Quattro giorni prima delle elezioni Berlinguer rilasciò un’importante intervista a Giampaolo Pansa del “Corriere della Sera”.

 

Alla domanda se temesse che Mosca gli avrebbe fatto fare la stessa fine di Dubcek, il leader della Primavera di Praga, il segretario rispose: «No, siamo in un’altra area del mondo». «Insomma – insistette Pansa – il Patto atlantico può anche essere uno scudo utile per costruire il socialismo nella libertà?», Berlinguer diede una risposta che provocò sgomento e meraviglia, soprattutto nella sinistra, «Io voglio che l’Italia non esca dal Patto atlantico“ anche per questo e non solo perché la nostra uscita sconvolgerebbe l’equilibrio internazionale.
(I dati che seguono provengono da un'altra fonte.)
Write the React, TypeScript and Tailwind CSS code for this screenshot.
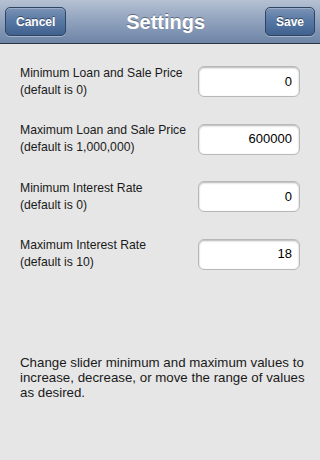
import React from "react";

const rows = [
  { label: "Minimum Loan and Sale Price", hint: "(default is 0)", value: "0" },
  { label: "Maximum Loan and Sale Price", hint: "(default is 1,000,000)", value: "600000" },
  { label: "Minimum Interest Rate", hint: "(default is 0)", value: "0" },
  { label: "Maximum Interest Rate", hint: "(default is 10)", value: "18" },
];

function NavButton({ children }: { children: React.ReactNode }) {
  return (
    <button className="h-[29px] px-[10px] rounded-[5px] border border-[#2f4564] bg-gradient-to-b from-[#7b93b5] via-[#5676a3] to-[#41628f] text-white text-[12px] font-bold [text-shadow:0_-1px_0_rgba(0,0,0,0.45)] shadow-[0_1px_0_rgba(255,255,255,0.35),inset_0_1px_0_rgba(255,255,255,0.25)]">
      {children}
    </button>
  );
}

export default function App() {
  return (
    <div className="w-[320px] h-[460px] flex flex-col bg-[#e6e6e6] font-['Liberation_Sans',Arial,sans-serif] overflow-hidden">
      {/* Nav bar */}
      <div className="h-[44px] shrink-0 flex items-center justify-between px-[5px] bg-gradient-to-b from-[#b6c2d3] via-[#8fa1bd] to-[#6d85a6] border-b border-[#2d3642]">
        <NavButton>Cancel</NavButton>
        <div className="text-white text-[20px] font-bold [text-shadow:0_-1px_0_rgba(0,0,0,0.4)]">Settings</div>
        <NavButton>Save</NavButton>
      </div>

      {/* Fields */}
      <div className="flex flex-col gap-[23.5px] pt-[20.5px] px-[20px]">
        {rows.map((r) => (
          <div key={r.label} className="flex items-center justify-between">
            <div className="text-[12.2px] leading-[17px] text-[#1a1a1a]">
              <div>{r.label}</div>
              <div>{r.hint}</div>
            </div>
            <div className="w-[102px] h-[31px] rounded-[6px] bg-white border border-[#b8b8b8] shadow-[inset_0_1px_2px_rgba(0,0,0,0.3)] flex items-center justify-end pr-[7px] text-[13px] text-black">
              {r.value}
            </div>
          </div>
        ))}
      </div>

      {/* Note */}
      <p className="mt-[84px] pl-[20px] pr-[12px] text-[13.3px] leading-[15px] text-[#1a1a1a]">
        Change slider minimum and maximum values to increase, decrease, or move the range of values as desired.
      </p>
    </div>
  );
}
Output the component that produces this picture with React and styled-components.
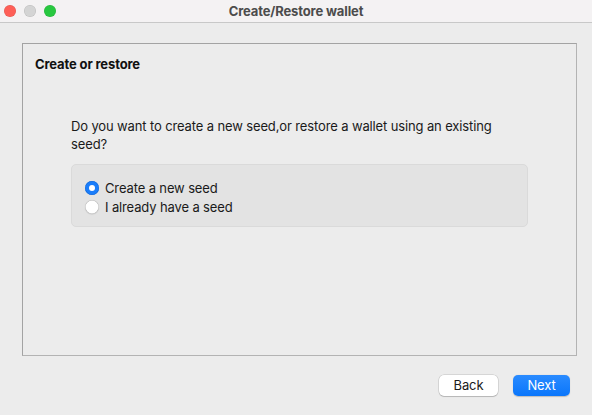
import React, { useState } from 'react';
import styled, { createGlobalStyle } from 'styled-components';

const GlobalStyle = createGlobalStyle`
  html, body {
    margin: 0;
    padding: 0;
    background: #ececec;
  }
  body {
    font-family: Inter, "Liberation Sans", sans-serif;
    letter-spacing: -0.13px;
    -webkit-font-smoothing: antialiased;
  }
  * {
    box-sizing: border-box;
  }
`;

const Window = styled.div`
  width: 592px;
  height: 415px;
  display: flex;
  flex-direction: column;
  background: #ececec;
  overflow: hidden;
`;

const TitleBar = styled.div`
  height: 23px;
  flex-shrink: 0;
  display: grid;
  grid-template-columns: 80px 1fr 80px;
  align-items: center;
  background: #f4f2f3;
  border-bottom: 1px solid #c8c8c8;
`;

const Lights = styled.div`
  display: flex;
  gap: 8px;
  padding-left: 4px;
`;

const Light = styled.span`
  width: 12px;
  height: 12px;
  border-radius: 50%;
  background: ${p => p.$color};
  box-shadow: inset 0 0 0 0.5px rgba(0, 0, 0, 0.12);
`;

const Title = styled.div`
  text-align: center;
  font-size: 13px;
  font-weight: 700;
  color: #4c4c4c;
`;

const Body = styled.div`
  flex: 1;
  display: flex;
  flex-direction: column;
  padding: 20px 15px 0 22px;
`;

const Panel = styled.div`
  height: 313px;
  border: 1px solid #a3a3a3;
  border-bottom-color: #b3b3b3;
  border-right-color: #b3b3b3;
  padding: 12px 0 0 12px;
  display: flex;
  flex-direction: column;
`;

const PanelTitle = styled.div`
  font-size: 13px;
  font-weight: 700;
  color: #111;
  line-height: 16px;
`;

const Content = styled.div`
  margin: 45px 48px 0 36px;
  display: flex;
  flex-direction: column;
`;

const Question = styled.div`
  font-size: 13px;
  line-height: 18px;
  color: #1a1a1a;
  padding-right: 20px;
`;

const Group = styled.div`
  margin-top: 11px;
  height: 63px;
  background: #e3e3e3;
  border: 1px solid #dadada;
  border-radius: 5px;
  padding: 13px 0 0 13px;
  display: flex;
  flex-direction: column;
`;

const Option = styled.label`
  display: flex;
  align-items: center;
  gap: 6px;
  height: 19px;
  font-size: 13px;
  color: #1a1a1a;
  cursor: default;
`;

const Radio = styled.span`
  width: 14px;
  height: 14px;
  border-radius: 50%;
  display: flex;
  align-items: center;
  justify-content: center;
  background: ${p => (p.$checked ? '#1a7dfa' : '#ffffff')};
  box-shadow: ${p =>
    p.$checked ? 'inset 0 0 0 0.5px #1469d8' : 'inset 0 0 0 0.5px #b5b5b5, 0 0.5px 1px rgba(0,0,0,0.15)'};
  &::after {
    content: '';
    width: 6px;
    height: 6px;
    border-radius: 50%;
    background: #fff;
    display: ${p => (p.$checked ? 'block' : 'none')};
  }
`;

const Footer = styled.div`
  display: flex;
  justify-content: flex-end;
  gap: 15px;
  padding: 19px 7px 0 0;
`;

const Button = styled.button`
  height: 21px;
  width: ${p => (p.$primary ? '57px' : '59px')};
  padding: 0;
  border-radius: 5px;
  font-family: inherit;
  letter-spacing: inherit;
  font-size: 13px;
  line-height: 19px;
  border: none;
  color: ${p => (p.$primary ? '#ffffff' : '#1a1a1a')};
  background: ${p => (p.$primary ? 'linear-gradient(#2a8bff, #0a76fb)' : '#ffffff')};
  box-shadow: ${p =>
    p.$primary
      ? '0 0.5px 1px rgba(0,0,0,0.2)'
      : '0 0 0 0.5px rgba(0,0,0,0.18), 0 1px 1px rgba(0,0,0,0.15)'};
`;

const options = ['Create a new seed', 'I already have a seed'];

export default function App() {
  const [choice, setChoice] = useState(0);
  return (
    <Window>
      <GlobalStyle />
      <TitleBar>
        <Lights>
          <Light $color="#fe5f57" />
          <Light $color="#d4d4d4" />
          <Light $color="#28c840" />
        </Lights>
        <Title>Create/Restore wallet</Title>
        <div />
      </TitleBar>
      <Body>
        <Panel>
          <PanelTitle>Create or restore</PanelTitle>
          <Content>
            <Question>
              Do you want to create a new seed,or restore a wallet using an existing seed?
            </Question>
            <Group>
              {options.map((o, i) => (
                <Option key={o} onClick={() => setChoice(i)}>
                  <Radio $checked={choice === i} />
                  {o}
                </Option>
              ))}
            </Group>
          </Content>
        </Panel>
        <Footer>
          <Button>Back</Button>
          <Button $primary>Next</Button>
        </Footer>
      </Body>
    </Window>
  );
}
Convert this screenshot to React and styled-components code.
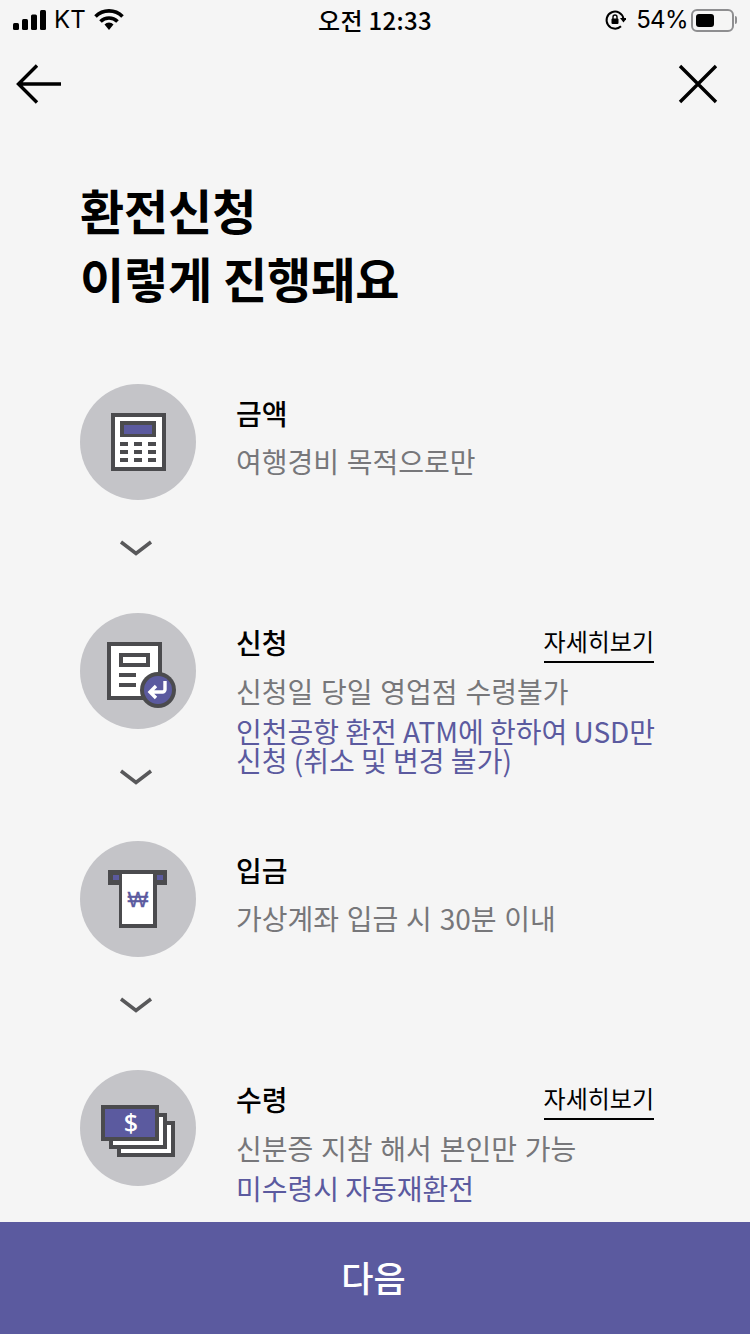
import React from "react";
import styled, { createGlobalStyle } from "styled-components";

const FONT = `"Noto Sans CJK KR", "Noto Sans", sans-serif`;
const DARK = "#4b4b4e";
const PURPLE = "#5b5a9f";

const GlobalStyle = createGlobalStyle`
  html, body {
    margin: 0;
    padding: 0;
    background: #f5f5f5;
  }
  * {
    box-sizing: border-box;
  }
`;

const CalculatorIcon = () => (
  <IconSvg viewBox="0 0 116 116">
    <rect x="31" y="29" width="55" height="58" fill={DARK} />
    <rect x="35" y="33" width="47" height="50" fill="#fff" />
    <rect x="40" y="37" width="36" height="16" fill={DARK} />
    <rect x="44" y="41" width="28" height="9" fill={PURPLE} />
    {[58, 66, 74].map((y) =>
      [40, 54, 68].map((x) => (
        <rect key={`${x}-${y}`} x={x} y={y} width="8" height="4" fill={DARK} />
      ))
    )}
  </IconSvg>
);

const FormIcon = () => (
  <IconSvg viewBox="0 0 116 116">
    <rect x="27" y="29" width="55" height="58" fill={DARK} />
    <rect x="31" y="33" width="47" height="50" fill="#fff" />
    <rect x="39" y="40" width="31" height="14" fill={DARK} />
    <rect x="43" y="44" width="23" height="6" fill="#fff" />
    <rect x="39" y="60" width="17" height="4" fill={DARK} />
    <rect x="39" y="70" width="17" height="4" fill={DARK} />
    <circle cx="78" cy="77" r="18" fill={DARK} />
    <circle cx="78" cy="77" r="14" fill={PURPLE} />
    <path
      d="M85 68v8.5a2.5 2.5 0 0 1-2.5 2.500H71M76 73l-6 6 6 6"
      fill="none"
      stroke="#fff"
      strokeWidth="3.4"
    />
  </IconSvg>
);

const AtmIcon = () => (
  <IconSvg viewBox="0 0 116 116">
    <rect x="28" y="29" width="59" height="15" fill={DARK} />
    <rect x="33" y="34" width="6" height="5" fill={PURPLE} />
    <rect x="77" y="34" width="6" height="5" fill={PURPLE} />
    <rect x="39" y="33" width="38" height="54" fill={DARK} />
    <rect x="42" y="33" width="31" height="50" fill="#fff" />
    <WonText x="58" y="66">₩</WonText>
  </IconSvg>
);

const MoneyIcon = () => (
  <IconSvg viewBox="0 0 116 116">
    <rect x="37" y="51" width="58" height="36" fill={DARK} />
    <rect x="41" y="55" width="50" height="28" fill="#fff" />
    <rect x="29" y="43" width="58" height="36" fill={DARK} />
    <rect x="33" y="47" width="50" height="28" fill="#fff" />
    <rect x="21" y="35" width="58" height="36" fill={DARK} />
    <rect x="25" y="39" width="50" height="28" fill={PURPLE} />
    <DollarText x="51" y="62">$</DollarText>
  </IconSvg>
);

const STEPS = [
  {
    title: "금액",
    icon: <CalculatorIcon />,
    desc: "여행경비 목적으로만",
  },
  {
    title: "신청",
    icon: <FormIcon />,
    desc: "신청일 당일 영업점 수령불가",
    note: "인천공항 환전 ATM에 한하여 USD만 신청 (취소 및 변경 불가)",
    more: true,
  },
  {
    title: "입금",
    icon: <AtmIcon />,
    desc: "가상계좌 입금 시 30분 이내",
  },
  {
    title: "수령",
    icon: <MoneyIcon />,
    desc: "신분증 지참 해서 본인만 가능",
    note: "미수령시 자동재환전",
    more: true,
    last: true,
  },
];

const App = () => {
  return (
    <>
      <GlobalStyle />
      <Page>
        <StatusBar>
          <StatusLeft>
            <svg width="35" height="20" viewBox="0 0 35 20">
              <rect x="0" y="13" width="6" height="7" rx="1.500" fill="#000" />
              <rect x="9" y="9" width="6" height="11" rx="1.500" fill="#000" />
              <rect x="18" y="4.500" width="6" height="15.500" rx="1.500" fill="#000" />
              <rect x="27" y="0" width="6" height="20" rx="1.500" fill="#000" />
            </svg>
            <span>KT</span>
            <WifiSvg width="30" height="22" viewBox="0 0 30 22">
              <path d="M1.500 7.500a19 19 0 0 1 27 0" fill="none" stroke="#000" strokeWidth="3.600" />
              <path d="M6.500 12.500a12 12 0 0 1 17 0" fill="none" stroke="#000" strokeWidth="3.600" />
              <path d="M10.500 15.500a6 6 0 0 1 9 0L15 21z" fill="#000" />
            </WifiSvg>
          </StatusLeft>
          <StatusTime>오전 12:33</StatusTime>
          <StatusRight>
            <svg width="22" height="22" viewBox="0 0 22 22">
              <path
                d="M17 17.200A8.500 8.500 0 1 1 19.400 9.500"
                fill="none"
                stroke="#000"
                strokeWidth="2"
              />
              <path d="M16 9h7l-3.500 4.500z" fill="#000" />
              <rect x="7.500" y="9.500" width="7" height="5.500" rx="1" fill="#000" />
              <path d="M9 10V8a2 2 0 0 1 4 0v2" fill="none" stroke="#000" strokeWidth="1.400" />
            </svg>
            <span>54%</span>
            <Battery>
              <BatteryLevel />
            </Battery>
          </StatusRight>
        </StatusBar>

        <NavBar>
          <svg width="46" height="40" viewBox="0 0 46 40">
            <path d="M45 20H3M21 1.500L2.500 20 21 38.500" fill="none" stroke="#000" strokeWidth="3.400" />
          </svg>
          <svg width="40" height="40" viewBox="0 0 40 40">
            <path d="M2 2l36 36M38 2L2 38" fill="none" stroke="#000" strokeWidth="3.400" />
          </svg>
        </NavBar>

        <Heading>
          환전신청
          <br />
          이렇게 진행돼요
        </Heading>

        <StepList>
          {STEPS.map((step) => (
            <Step key={step.title}>
              <StepMarker>
                <Circle>{step.icon}</Circle>
                {!step.last && (
                  <Chevron viewBox="0 0 34 16">
                    <path d="M2 2l15 11.500L32 2" fill="none" stroke="#58585a" strokeWidth="3.500" />
                  </Chevron>
                )}
              </StepMarker>
              <StepBody>
                <TitleRow>
                  <StepTitle>{step.title}</StepTitle>
                  {step.more && <MoreLink>자세히보기</MoreLink>}
                </TitleRow>
                <StepDesc>{step.desc}</StepDesc>
                {step.note && <StepNote>{step.note}</StepNote>}
              </StepBody>
            </Step>
          ))}
        </StepList>

        <NextButton>다음</NextButton>
      </Page>
    </>
  );
};

const Page = styled.div`
  width: 750px;
  height: 1334px;
  display: flex;
  flex-direction: column;
  overflow: hidden;
  background: #f5f5f5;
  color: #000;
  font-family: ${FONT};
`;

const StatusBar = styled.div`
  height: 40px;
  flex: none;
  display: grid;
  grid-template-columns: 1fr auto 1fr;
  align-items: center;
  padding: 0 13px;
  font-size: 24px;
  line-height: 30px;
`;

const StatusLeft = styled.div`
  display: flex;
  align-items: center;
  gap: 6px;
  font-family: "Inter", "Liberation Sans", sans-serif;
`;

const WifiSvg = styled.svg`
  margin-left: 2px;
`;

const StatusTime = styled.div`
  font-weight: 500;
  font-size: 24px;
  letter-spacing: 0.3px;
`;

const StatusRight = styled.div`
  display: flex;
  align-items: center;
  justify-content: flex-end;
  gap: 9px;
  padding-right: 3px;
  font-family: "Inter", "Liberation Sans", sans-serif;
  svg {
    margin-right: 1px;
  }
  span {
    margin-right: -6px;
    letter-spacing: -0.6px;
  }
`;

const Battery = styled.div`
  position: relative;
  width: 43px;
  height: 23px;
  padding: 3px;
  border: 2px solid #8e8e90;
  border-radius: 6px;
  &::after {
    content: "";
    position: absolute;
    top: 5px;
    right: -5px;
    width: 2px;
    height: 8px;
    border-radius: 0 2px 2px 0;
    background: #8e8e90;
  }
`;

const BatteryLevel = styled.div`
  width: 54%;
  height: 100%;
  border-radius: 3px;
  background: #000;
`;

const NavBar = styled.div`
  height: 88px;
  flex: none;
  display: flex;
  align-items: center;
  justify-content: space-between;
  padding: 0 32px 0 16px;
`;

const Heading = styled.h1`
  flex: none;
  margin: 47px 0 73px;
  padding-left: 80px;
  font-size: 48px;
  line-height: 68px;
  font-weight: 700;
  letter-spacing: -0.1px;
`;

const StepList = styled.div`
  flex: 1;
  min-height: 0;
  padding: 0 96px 0 80px;
`;

const Step = styled.div`
  height: 228.6px;
  display: grid;
  grid-template-columns: 116px 1fr;
  column-gap: 40px;
`;

const StepMarker = styled.div`
  display: flex;
  flex-direction: column;
  align-items: center;
`;

const Circle = styled.div`
  width: 116px;
  height: 116px;
  flex: none;
  border-radius: 50%;
  background: #c4c4c8;
`;

const IconSvg = styled.svg`
  display: block;
  width: 116px;
  height: 116px;
`;

const WonText = styled.text`
  font-family: "Liberation Sans", sans-serif;
  font-size: 22px;
  fill: ${PURPLE};
  stroke: ${PURPLE};
  stroke-width: 0.3px;
  text-anchor: middle;
`;

const DollarText = styled.text`
  font-family: "Noto Sans", sans-serif;
  font-size: 25px;
  font-weight: 500;
  fill: #fff;
  text-anchor: middle;
`;

const Chevron = styled.svg`
  width: 34px;
  height: 16px;
  margin: 40px 4px 0 0;
`;

const StepBody = styled.div`
  padding-top: 9px;
`;

const TitleRow = styled.div`
  display: flex;
  align-items: flex-start;
  justify-content: space-between;
`;

const StepTitle = styled.div`
  font-size: 28px;
  line-height: 40px;
  font-weight: 500;
`;

const MoreLink = styled.a`
  margin-top: 1px;
  font-size: 24px;
  line-height: 36px;
  padding-bottom: 2px;
  border-bottom: 2px solid #000;
  color: #000;
`;

const StepDesc = styled.div`
  margin-top: 8px;
  font-size: 28px;
  line-height: 40px;
  word-spacing: 1.5px;
  color: #77777a;
`;

const StepNote = styled.div`
  width: calc(100% + 6px);
  margin-top: 6px;
  font-size: 28px;
  line-height: 29px;
  word-break: keep-all;
  color: ${PURPLE};
`;

const NextButton = styled.button`
  flex: none;
  height: 112px;
  width: 100%;
  padding: 0 3px 4px 0;
  border: 0;
  background: ${PURPLE};
  color: #fff;
  font-family: ${FONT};
  font-size: 35px;
  font-weight: 500;
`;

export default App;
Mi sento più sicuro stando di qua, sotto l’ombrello della NATO, ma vedo che anche di qua ci sono seri tentativi di limitare la nostra autonomia». Appunto, l’equilibrio internazionale.

 

Proprio tale concetto fu chiaro al segretario sardo, e per questo fece la proposta di governare insieme alla DC, e sempre la delicata questione dell’equilibrio internazionale post seconda guerra mondiale, tanto cara agli USA, fu la causa del tragico epilogo di Aldo Moro, stando alle rivelazioni di Steve Pieczénik, psichiatra americano membro di uno dei comitati di crisi istituiti dal ministro dell’Interno Francesco Cossiga nel 1978 durante il sequestro del presidente DC.

 

Berlinguer nel corso degli anni successivi fece ancora parlare di sé, come in occasione del rilancio della politica dei sacrifici economici e dell’austerità nel 1977, oggetto di contestazione del giovani dei movimenti del ’77, o come in occasione della già citata storica intervista a “la Repubblica” del 28 luglio 1981, nella quale sollevò la questione morale sintetizzando la situazione dei partiti politici con queste parole: «Macchine di potere e clientela: scarso mistificata conoscenza della vita e dei problemi della società e della gente, idee, ideali, programmi pochi o vaghi, sentimenti e passioni civili, zero».

 

Gli ultimi anni alla segreteria del partito, che furono anche gli ultimi della sua vita, Berlinguer lì dedicò occupandosi dei paesi del Terzo mondo, dello squilibrio tra i paesi industrializzati e quelli poveri, anzi, impoveriti dai potenti.

 

Nel 1984 si tennero le elezioni per il Parlamento europeo. La campagna elettorale fu ricca d'incontri per il segretario. Il 7 giugno, a Padova, mentre teneva un appassionato intervento dal palco in Piazza della Frutta, poco dopo aver pronunciato «Compagni, proseguite il vostro lavoro casa per casa, strada per strada», venne colpito da un ictus e crollò sul palco.

 

Dal maxischermo allestito per l’occasione la folla vide in diretta il volto stremato dal dolore. Fu trasferito prima in albergo poi in ospedale, ma i soccorsi furono inutili.

 

Alle 12.45 circa dell’11 giugno 1984, Berlinguer morì. Due giorni dopo si tennero in Piazza San Giovanni a Roma i funerali del “più amato”, così come fu soprannominato.

 

I suoi funerali fecero ricordare tanto quelli di Togliatti (che invece era ricordato come “il migliore”) per l’immensa partecipazione. L’emozione suscitata dalla sua scomparsa contribuì al successo elettorale del PCI, che a sorpresa ed in quell’unica occasione divenne il primo partito italiano toccando 33,3% dei consensi nelle consultazioni continentali, mentre la DC non andò oltre il 33%.

 

I suoi funerale, in numero di partecipanti - un milione e mezzo circa di persone - sono ancora oggi quelli con la più alta partecipazione popolare. Persino il segretario dell’MSI Giorgio Almirante si recò al feretro dello stimato avversario.

 

Aleggia ancora oggi in chi ricorda quel giorno, l’immagine del Presidente della Repubblica Pertini con le mani appoggiate sulla sua tomba e il capo chino.

 

Alessandro Natta sostituì Berlinguer alla segreteria nazionale. Non sappiamo come sarebbe andata la nostra del partito e del paese se non fosse prematuramente scomparso. Sappiamo solo, che a quasi trent’anni dalla sua scomparsa, di quel 34,4% di voti oggi nessun partito con la felce e il martello ha ereditato neanche una misera parte.